Let us now go to John 14. I want to bring in this point before we go any further.

John 14:13-14 "And whatever you ask in My name, that I will do, that the Father may be glorified in the Son. If you ask anything in My name, I will do it."

We probably read these verses on Passover evening.

John 15:16 "You did not choose Me, but I chose you and appointed you that you should go and bear fruit, and that your fruit should remain, that whatever you ask the Father in My name He may give you."

John 16:23-24 "And in that day you will ask Me nothing. Most assuredly, I say to you, whatever you ask the Father in My name He will give you. Until now you have asked nothing in My name. Ask, and you will receive, that your joy may be full."

Ephesians 5:20 Giving thanks always for all things to God the Father in the name of our Lord Jesus Christ.

We should pray in the name of the Son, Jesus Christ. It is by Him that we have access to the Father. He is the One that opens the way. He, by His sacrifice, was the One that tore the veil between us and God, and now the Holy of Holies is wide open for us. But that way is, to use a word from Hebrews, "sprinkled" with the blood of Jesus Christ. It is His blood that allows that path to be opened. It is His perfection, His righteousness, that God sees when we come before Him.

Without Jesus Christ's sacrifice you would never even be able to even approach the Father. He would be just as "out of sight, out of mind" as He is to the people in the world who do not really understand, just as He was to Israel, just as the veil was always drawn across the Holy of Holies in the Temple and in the Tabernacle.

We beseech the Father to hear us "in the Son's name." It is as if His Son were making the request of Him. When we take the name of Jesus Christ like that, we are actually speaking "by the authority" of Jesus Christ. It is like we are His ambassadors, and He has given us permission to say thus and so that is why we ask God "in the name of Jesus Christ."

Suffice it to say, that does not give us cart blanche to ask for just anything. We have to ask the things that the Son Himself would request. Now that is where things get a little dicey for us, because we are not always so keyed-in to what the will of the Son would be in such a matter as one we are facing. "In Jesus' name" is no magic formula, no Shazaam or Abracadabra that is going to immediately make our request appear before us.

We cannot overstep the bounds of the authority that using His name implies. When we pray "in Jesus' name," we represent the Son before the Father, and that is a very heady and serious responsibility, and we have to make sure that we conform to the strictures that are within the granting of the authority that we have. That is why using the mind of God when we approach Him in prayer is so important. That is why I believe Jesus put "Thy will be done on earth as it is in heaven" so early in that prayer. We have got to make sure our mind is on the right wavelength.

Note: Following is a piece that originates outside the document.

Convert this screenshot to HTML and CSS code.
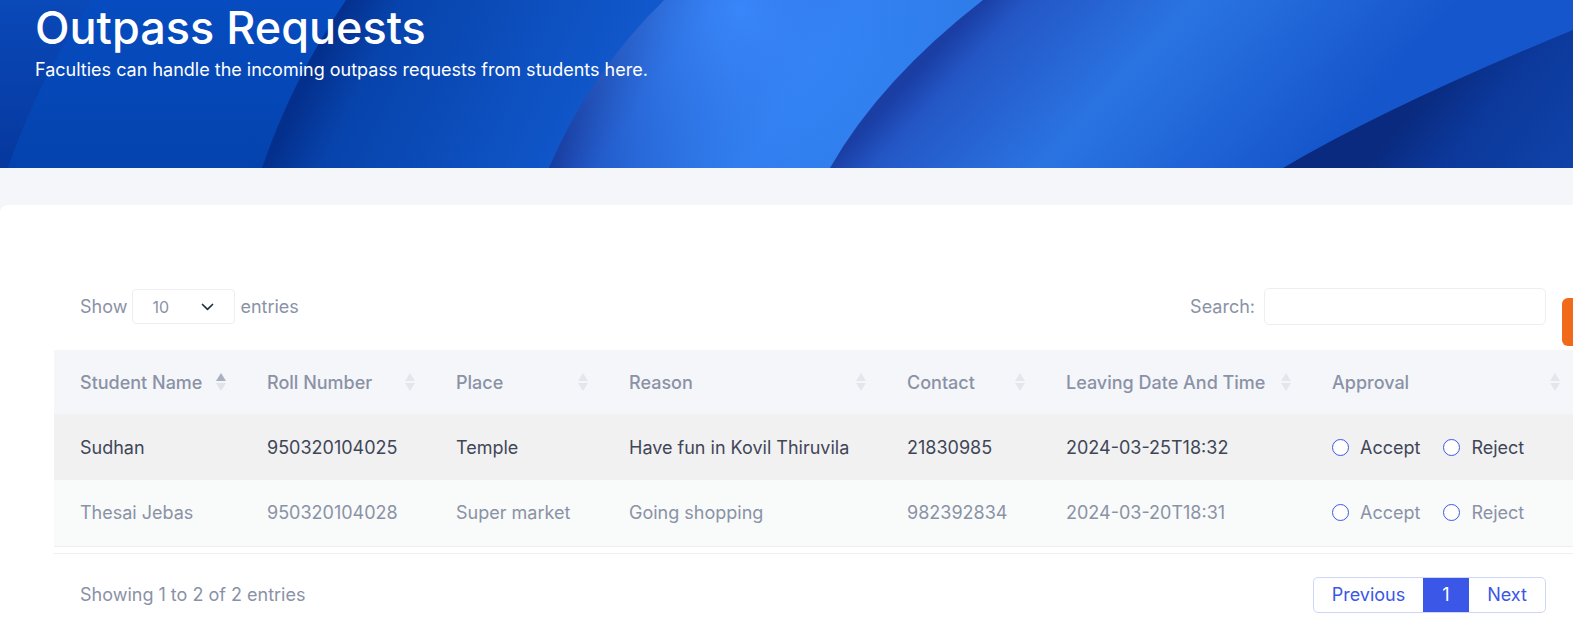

Let us go to one more place before we get into the specific prayers of Jesus.

Romans 8:26-28 Likewise the Spirit also helps in our weaknesses. For we do not know what we should pray for as we ought, but the Spirit itself makes intercession for us with groanings which cannot be uttered. Now He who searches the hearts knows what the mind of the Spirit is, because He makes intercession for the saints according to the will of God. And we know that all things work together for good to those who love God, to those who are the called according to His purpose.

Romans 8:34 Who is he who condemns? It is Christ who died, and furthermore is also risen, who is even at the right hand of God, who also makes intercession for us.

No. He does not condemn. He is the One who is actually there making intercession for us. See, He is our High Priest. He does not condemn. He is the One who goes between us and God and pleads for us and intercedes for us. He is the One, to put it in modern parlance, who runs interference for us before God because we have weaknesses, and He covers them with His own perfection.

Remember, I said earlier that God sees Him—sees His righteousness—when we come before Him in Jesus' name. We are only acceptable before God because of the blood of Jesus Christ. I get the picture of Jesus Christ standing there next to the Father, and here we are, kneeling down there before Him, and we are asking something, and it is all coming out as gibberish, and Jesus says, "Well, what he really means is. . . ."

He interprets for us before God. He lets God know what we really in our heart desire. He helps us in our weaknesses, and "making intercession for us with groanings which cannot be uttered." He is the One doing the groaning. We do not even have the capacity to understand the intercessions that He makes for us before the throne of the Father. But He does search the heart and the mind of us, as it says there in verse 27: "He makes intercession for the saints according to the will of God."

Even when we do not get it exactly right, even when in our weakness we cannot quite make all the connections, He stands there before God and makes intercessions for us "according to God's will." "You know, Richard didn't get it quite right. This is really what he needs and wants and desires." And God says, "Okay, Son. Carry it out." And it is done.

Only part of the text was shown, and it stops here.